- Work to do:
From the listing below, pull out the lines that hold "source".

-- start Material provided --

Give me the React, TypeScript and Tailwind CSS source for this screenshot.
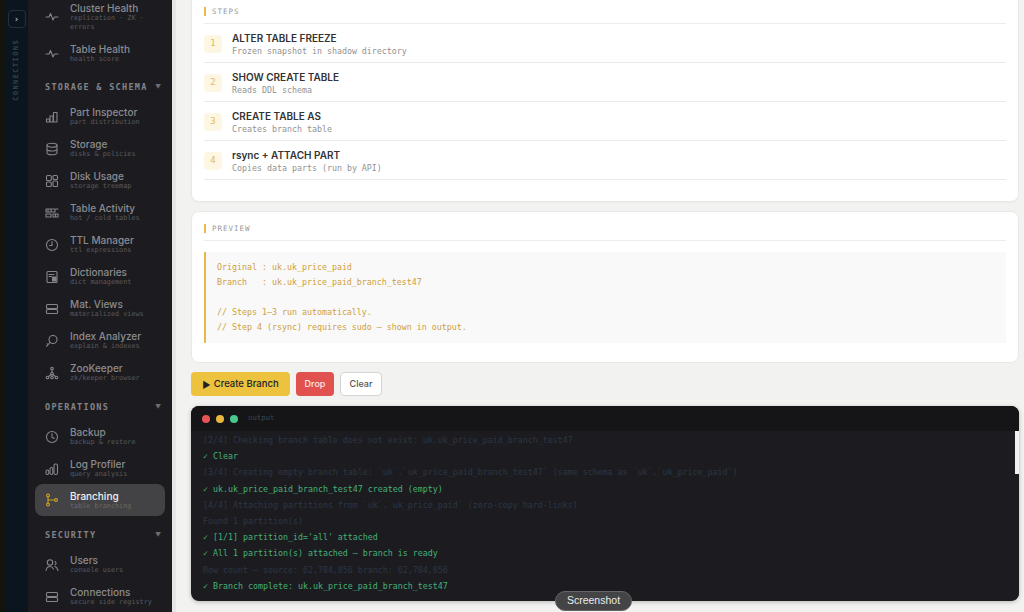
import React from "react";

const sans = "font-['Inter','Noto_Sans',sans-serif]";
const mono = "font-['DejaVu_Sans_Mono','Liberation_Mono',monospace]";

type IconProps = { children: React.ReactNode; color?: string };
function Ico({ children, color = "#85858a" }: IconProps) {
  return (
    <svg width="14" height="14" viewBox="0 0 14 14" fill="none" stroke={color} strokeWidth="1.1" strokeLinecap="round" strokeLinejoin="round" className="shrink-0">
      {children}
    </svg>
  );
}

const icons: Record<string, React.ReactNode> = {
  pulse: <Ico><path d="M1 7h3l1.5-3.5L8 10l1.5-3H13" /></Ico>,
  bars: <Ico><path d="M1.5 12V9h3v3zM5 12V6h3v6zM8.5 12V2.5h3.5V12z" /></Ico>,
  db: <Ico><ellipse cx="7" cy="3.2" rx="5" ry="2" /><path d="M2 3.2v7.6c0 1.1 2.2 2 5 2s5-.9 5-2V3.2M2 7c0 1.1 2.2 2 5 2s5-.9 5-2" /></Ico>,
  grid: <Ico><rect x="1.5" y="1.5" width="4.8" height="5" rx="1" /><rect x="8" y="1.5" width="4.5" height="4" rx="1" /><rect x="1.5" y="8" width="4.8" height="4.5" rx="1" /><rect x="8" y="7" width="4.5" height="5.5" rx="1" /></Ico>,
  activity: <Ico><path d="M1 3h9v3H1zM11 3h2M1 8h5v3H1zM8 8h5v3H8zM3 3v3M6 3v3M10.500 8v3" /></Ico>,
  clockDown: <Ico><circle cx="7" cy="7" r="5.500" /><path d="M7 3.500V7.500H4.500" /></Ico>,
  dict: <Ico><rect x="2" y="1.500" width="10" height="11" rx="1" /><path d="M4 4.500h5M4 6.500h2.500" /><rect x="7.500" y="7" width="3.500" height="4" fill="#85858a" /></Ico>,
  stack: <Ico><rect x="1.500" y="2.500" width="11" height="4" rx="1" /><rect x="1.500" y="7.500" width="11" height="4" rx="1" /></Ico>,
  search: <Ico><circle cx="8" cy="5.500" r="4" /><path d="M5 8.500L1.500 12.500M3 10h-1" /></Ico>,
  tree: <Ico><circle cx="7" cy="2.500" r="1.300" /><circle cx="7" cy="7.500" r="1.300" /><circle cx="2.500" cy="11.500" r="1.300" /><circle cx="7" cy="11.500" r="1.300" /><circle cx="11.500" cy="11.500" r="1.300" /><path d="M7 4v2M6 8.500l-2.500 2M8 8.500l2.500 2M7 9v1" /></Ico>,
  clock: <Ico><circle cx="7" cy="7" r="5.500" /><path d="M7 3.500V7.200L9.200 8.500" /></Ico>,
  logbars: <Ico><rect x="1" y="8" width="2.800" height="4.500" rx="1.400" /><rect x="5" y="5.500" width="2.800" height="7" rx="1.400" /><rect x="9" y="2" width="3.500" height="10.500" rx="1.400" /></Ico>,
  branch: <Ico color="#c9a227"><circle cx="3" cy="2.500" r="1.400" /><circle cx="3" cy="11.500" r="1.400" /><circle cx="11" cy="7" r="1.400" /><path d="M3 4v6M3 7h6.500" /></Ico>,
  users: <Ico><circle cx="5" cy="4.500" r="2.700" /><path d="M1 12.500c.5-2.500 2-4 4-4s2.800 1 3.500 2.500M10 3.500a2 2 0 010 3.500M10 8.500c1.500.5 2.500 2 3 4" /></Ico>,
};

type Item = { icon: string; title: string; sub: string[]; active?: boolean; cut?: boolean };

function NavItem({ icon, title, sub, active }: Item) {
  return (
    <div className={`mx-[7px] w-[130px] flex items-center gap-[11px] pl-[10px] rounded-lg ${active ? "bg-[#434345] h-[32px]" : ""}`}>
      {icons[icon]}
      <div className="min-w-0">
        <div className={`${sans} text-[10px] leading-[12px] font-medium whitespace-nowrap ${active ? "text-[#f0f0f0]" : "text-[#8b8b8f]"}`}>{title}</div>
        {sub.map((s) => (
          <div key={s} className={`${mono} text-[6.800px] leading-[9px] whitespace-nowrap ${active ? "text-[#69696c]" : "text-[#5a5a5e]"}`}>{s}</div>
        ))}
      </div>
    </div>
  );
}

function Section({ title, className }: { title: string; className: string }) {
  return (
    <div className={`flex items-center justify-between pl-[17px] pr-[11px] ${className}`}>
      <span className={`${mono} text-[8.500px] leading-[10px] font-bold tracking-[1.300px] text-[#848488]`}>{title}</span>
      <span className="text-[6px] leading-none text-[#6f6f73]">▼</span>
    </div>
  );
}

const steps = [
  ["1", "ALTER TABLE FREEZE", "Frozen snapshot in shadow directory"],
  ["2", "SHOW CREATE TABLE", "Reads DDL schema"],
  ["3", "CREATE TABLE AS", "Creates branch table"],
  ["4", "rsync + ATTACH PART", "Copies data parts (run by API)"],
];

function Heading({ title }: { title: string }) {
  return (
    <div className="flex items-center gap-[6px] h-[7px]">
      <span className="w-[2px] h-[9px] bg-[#eab94a]" />
      <span className={`${mono} text-[7.500px] leading-[9px] tracking-[1px] font-medium text-[#9a9a9a]`}>{title}</span>
    </div>
  );
}

const logs: [string, boolean][] = [
  ["[2/4] Checking branch table does not exist: uk.uk_price_paid_branch_test47", false],
  ["✓ Clear", true],
  ["[3/4] Creating empty branch table: `uk`.`uk_price_paid_branch_test47` (same schema as `uk`.`uk_price_paid`)", false],
  ["✓ uk.uk_price_paid_branch_test47 created (empty)", true],
  ["[4/4] Attaching partitions from `uk`.`uk_price_paid` (zero-copy hard-links)", false],
  ["Found 1 partition(s)", false],
  ["✓ [1/1] partition_id='all' attached", true],
  ["✓ All 1 partition(s) attached — branch is ready", true],
  ["Row count — source: 62,784,856 branch: 62,784,856", false],
  ["✓ Branch complete: uk.uk_price_paid_branch_test47", true],
];

export default function App() {
  return (
    <div className={`relative w-[1024px] h-[612px] overflow-hidden flex bg-[#f2f2f0] ${sans}`}>
      {/* connection rail */}
      <div className="w-[5px] bg-[#14140f] shrink-0" />
      <div className="w-[23px] shrink-0 bg-[#0b151f] flex flex-col items-center pt-[10px]">
        <div className="w-[18px] h-[18px] rounded-[4px] border border-[#24303a] flex items-center justify-center">
          <span className={`${mono} text-[9px] leading-none font-bold text-[#a0a8ae]`}>›</span>
        </div>
        <div className={`${mono} mt-[11px] text-[7px] leading-[9px] tracking-[1.400px] font-bold text-[#33424e] [writing-mode:vertical-rl] rotate-180`}>CONNECTIONS</div>
      </div>

      {/* sidebar */}
      <div className="w-[144px] shrink-0 bg-[#1c1c20] overflow-hidden pt-[2px]">
        <NavItem icon="pulse" title="Cluster Health" sub={["replication · ZK ·", "errors"]} />
        <div className="h-[11px]" />
        <NavItem icon="pulse" title="Table Health" sub={["health score"]} />
        <Section title="STORAGE & SCHEMA" className="mt-[18px] mb-[14px]" />
        <div className="flex flex-col gap-[11px]">
          <NavItem icon="bars" title="Part Inspector" sub={["part distribution"]} />
          <NavItem icon="db" title="Storage" sub={["disks & policies"]} />
          <NavItem icon="grid" title="Disk Usage" sub={["storage treemap"]} />
          <NavItem icon="activity" title="Table Activity" sub={["hot / cold tables"]} />
          <NavItem icon="clockDown" title="TTL Manager" sub={["ttl expressions"]} />
          <NavItem icon="dict" title="Dictionaries" sub={["dict management"]} />
          <NavItem icon="stack" title="Mat. Views" sub={["materialized views"]} />
          <NavItem icon="search" title="Index Analyzer" sub={["explain & indexes"]} />
          <NavItem icon="tree" title="ZooKeeper" sub={["zk/keeper browser"]} />
        </div>
        <Section title="OPERATIONS" className="mt-[19px] mb-[14px]" />
        <div className="flex flex-col gap-[11px]">
          <NavItem icon="clock" title="Backup" sub={["backup & restore"]} />
          <NavItem icon="logbars" title="Log Profiler" sub={["query analysis"]} />
        </div>
        <div className="mt-[5px]"><NavItem icon="branch" title="Branching" sub={["table branching"]} active /></div>
        <Section title="SECURITY" className="mt-[14px] mb-[14px]" />
        <div className="flex flex-col gap-[11px]">
          <NavItem icon="users" title="Users" sub={["console users"]} />
          <NavItem icon="stack" title="Connections" sub={["secure side registry"]} />
        </div>
      </div>

      {/* sidebar scrollbar */}
      <div className="w-[4px] shrink-0 bg-[#e6e6e6] flex flex-col justify-end">
        <div className="h-[16px]" />
      </div>

      {/* main */}
      <div className="flex-1 min-w-0 pl-[15px] pr-[5px] pb-0">
        <div className="bg-white rounded-b-lg border border-t-0 border-[#e8e8e6] h-[202px] px-[12px] pt-[8px] shadow-[0_1px_2px_rgba(0,0,0,0.03)]">
          <Heading title="STEPS" />
          <div className="mt-[8px] border-t border-[#ececec]">
            {steps.map(([n, t, d]) => (
              <div key={n} className="flex items-center gap-[10px] h-[39px] pt-[2px] border-b border-[#e9e9e9]">
                <div className={`${mono} w-[18px] h-[18px] rounded-[4px] bg-[#fdf6e3] flex items-center justify-center text-[9px] font-medium text-[#e8b84a]`}>{n}</div>
                <div>
                  <div className={`${sans} text-[10px] leading-[13px] font-semibold text-[#333333]`}>{t}</div>
                  <div className={`${mono} text-[8.300px] leading-[12px] text-[#929292]`}>{d}</div>
                </div>
              </div>
            ))}
          </div>
        </div>

        <div className="mt-[9px] bg-white rounded-lg border border-[#e8e8e6] h-[152px] px-[12px] pt-[13px]">
          <Heading title="PREVIEW" />
          <div className="mt-[8px] border-t border-[#ececec]" />
          <div className={`${mono} mt-[11px] h-[91px] border-l-[2px] border-[#e8b84a] bg-[#f9f9f9] pl-[11px] pt-[8px] text-[8.300px] leading-[15px] text-[#d0a040] whitespace-pre`}>
            {"Original : uk.uk_price_paid\nBranch   : uk.uk_price_paid_branch_test47\n\n// Steps 1–3 run automatically.\n// Step 4 (rsync) requires sudo — shown in output."}
          </div>
        </div>

        <div className="mt-[9px] flex gap-[6px] h-[24px]">
          <button className={`${sans} w-[99px] rounded-[4px] bg-[#ecc23f] text-[#222222] text-[9.500px] font-medium flex items-center justify-center gap-[3px]`}><span className="text-[9px] leading-none">▶</span>Create Branch</button>
          <button className={`${sans} w-[38px] rounded-[4px] bg-[#e15150] text-[#ffe9e6] text-[9px] font-medium`}>Drop</button>
          <button className={`${sans} w-[42px] rounded-[4px] bg-white border border-[#d4d4d4] text-[#555555] text-[9px] font-medium`}>Clear</button>
        </div>

        <div className="mt-[10px] h-[195px] rounded-lg overflow-hidden bg-[#1c1c20] flex flex-col shadow-[0_1px_4px_rgba(0,0,0,0.25)]">
          <div className="h-[25px] shrink-0 bg-[#151517] flex items-center pl-[11px] gap-[6px]">
            <span className="w-[8px] h-[8px] rounded-full bg-[#e65555]" />
            <span className="w-[8px] h-[8px] rounded-full bg-[#eab83c]" />
            <span className="w-[8px] h-[8px] rounded-full bg-[#48c78e]" />
            <span className={`${mono} ml-[4px] text-[7.300px] text-[#3a4658]`}>output</span>
          </div>
          <div className="flex flex-1 min-h-0">
            <div className={`${mono} flex-1 min-w-0 pl-[12px] pt-[1px] text-[8.300px] leading-[16.200px] whitespace-pre`}>
              {logs.map(([l, ok]) => (
                <div key={l} className={ok ? "text-[#45b078]" : "text-[#2b3645]"}>{l}</div>
              ))}
            </div>
            <div className="w-[4px] shrink-0 bg-[#1c1c20] flex flex-col">
              <div className="h-[43px] bg-[#f2f2f2]" />
            </div>
          </div>
        </div>
      </div>

      {/* screenshot pill overlay */}
      <div className="absolute left-[555px] top-[591px] h-[20px] w-[77px] rounded-full bg-[#444446] border border-[#666668] flex items-center justify-center text-[10.500px] text-[#ececec] font-['Liberation_Sans',sans-serif]">Screenshot</div>
    </div>
  );
}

-- end Material provided --

- Task result:
Give me the React, TypeScript and Tailwind CSS source for this screenshot.
  ["Row count — source: 62,784,856 branch: 62,784,856", false],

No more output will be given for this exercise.